Vielleicht rettet ja der weiße Kastenwagen das ruinierte Image des Präsidenten: Vor ein paar Tagen stellte Evo Morales das erste in Bolivien hergestellte Elektro-Auto der Öffentlichkeit vor. Das in Gewerbegebiet Llajta bei Cochabamba produzierte Auto soll Bolivien ins neue Zeitalter der Autoherstellung einreihen. Das südamerikanische Land hat vor allem einen Vorteil: Es sitzt auf großen Vorkommen von Lithium, das zur Herstellung von Batterien notwendig ist. Linkspopulist Morales spielte im Wahlkampf eine ähnliche nationalistische Karte wie Donald Trump in den USA: Bolivianer sollten künftig Produkte bevorzugen, die auch in Bolivien produziert werden. Allerdings gibt es im Land Streit um die Fairness der Lithium-Verträge mit deutschen und chinesischen Partnern.

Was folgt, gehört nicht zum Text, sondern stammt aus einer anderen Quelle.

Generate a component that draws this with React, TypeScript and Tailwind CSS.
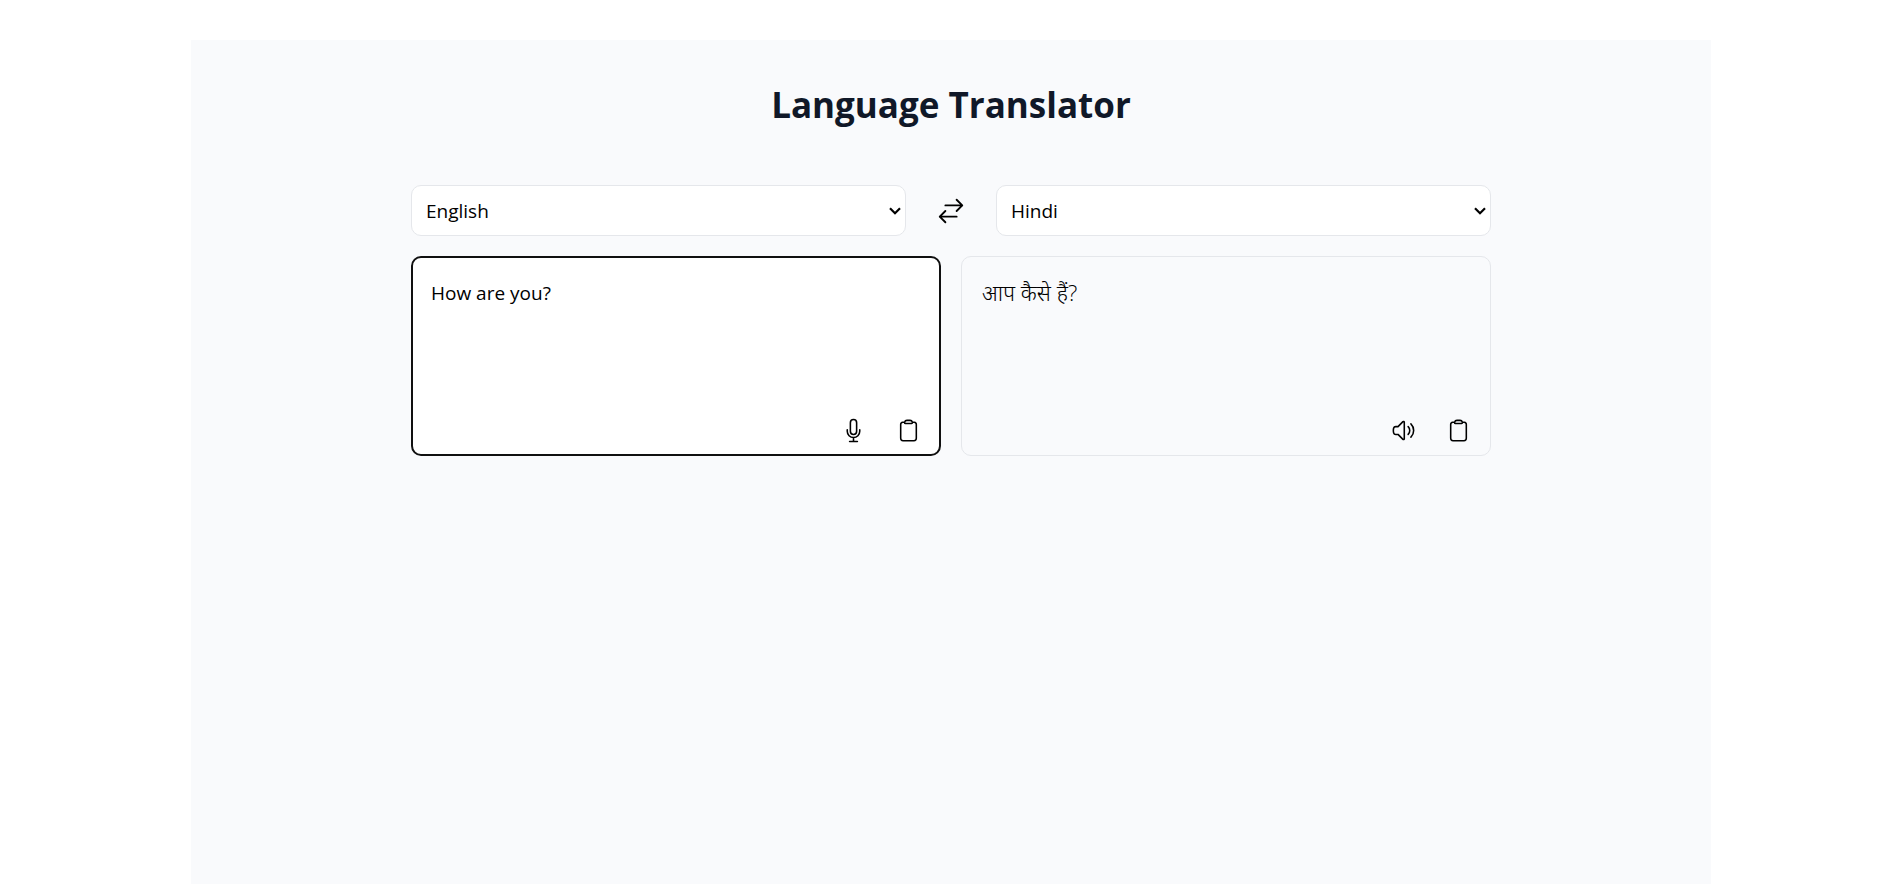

Das bolivianische Elektro-Auto kommt gerade noch rechtzeitig vor den Wahlen am Sonntag, um den arg ramponierten Ruf des selbst ernannten Beschützers von Mutter Erde zu schützen. Am Mittwoch traf ein indigener Protestmarsch in Santa Cruz ein. Aufgebrochen waren die Demonstranten vor Wochen in San Ignacio de Velasco. Die Ureinwohner werfen Morales Doppelmoral bei der Umweltpolitik vor. Denn vor Monaten hatte der seit 2005 regierende Präsident ein Dekret erlassen, dass Landgewinnung durch Brandrodung ausdrücklich erlaubt. Anschließend brachen - ähnlich wie in Brasilien - tausende Feuer aus, am Ende wurden vier Millionen Hektar Wald und Weideland vernichtet. Mehr als zwei Millionen Tiere sollen in der Feuersbrunst umgekommen sein, berichten lokale Umweltschützer.

Besonders betroffen war die Region Chiquitania, aus der sich die Indigenen auf den Weg in Richtung Santa Cruz machten. "Brandstifter!", riefen sie, als sie am Mittwoch von tausenden Menschen auf dem Marktplatz in Santa Cruz empfangen wurden. Sie fordern, dass ihre Region als "Katastrophen-Gebiet" qualifiziert wird.

Für Morales, den ersten indigenen Präsidenten Boliviens, ist das eine gefährliche Entwicklung.

Dieser indigene Aufstand ist nicht der erste. Es gibt seit Jahren indigene Proteste gegen Autobahnen und andere Infrastruktur-Projekte, die der Wirtschaft helfen, aber die indigene Kultur und dem Klimaschutz entgegenstehen.

Morales selbst sieht das alles ganz anders. Er fürchtet eine Rückkehr in neoliberale Zeiten, wenn die Opposition gewinnt. Diese würde Bolivien den USA unterwerfen, meint Morales.

Dafür fährt Morales seit Jahren den Kurs einer sozialistischen Wirtschaftspolitik - und Bolivien macht im Gegensatz zu anderen heruntergewirtschafteten Sozialismus-Projekten in Lateinamerika stabile Fortschritte.

Einmal geht es noch?

Morales erneute Kandidatur ist hoch umstritten, denn von der Verfassung nicht erlaubt. Um das zu umgehen, rief Morales Partei MAS vor drei Jahren zu den Urnen. Beim Verfassungsreferendum sprach sich eine knappe Mehrheit der Bevölkerung gegen eine Aufhebung der Amtszeitbegrenzung aus. Damit wäre Morales politische Karriere eigentlich in diesem Jahr zu Ende gegangen, doch der Präsident setzte seine Kandidatur auf juristischem Wege durch. Die Folge: Nach seinen strahlenden Wahlsieg 2009 und 2014 muss Morales diesmal um einen Erfolg zittern. Umfragen schließen eine Stichwahl gegen den konservativen Herausforderer Carlos Mesa nicht aus.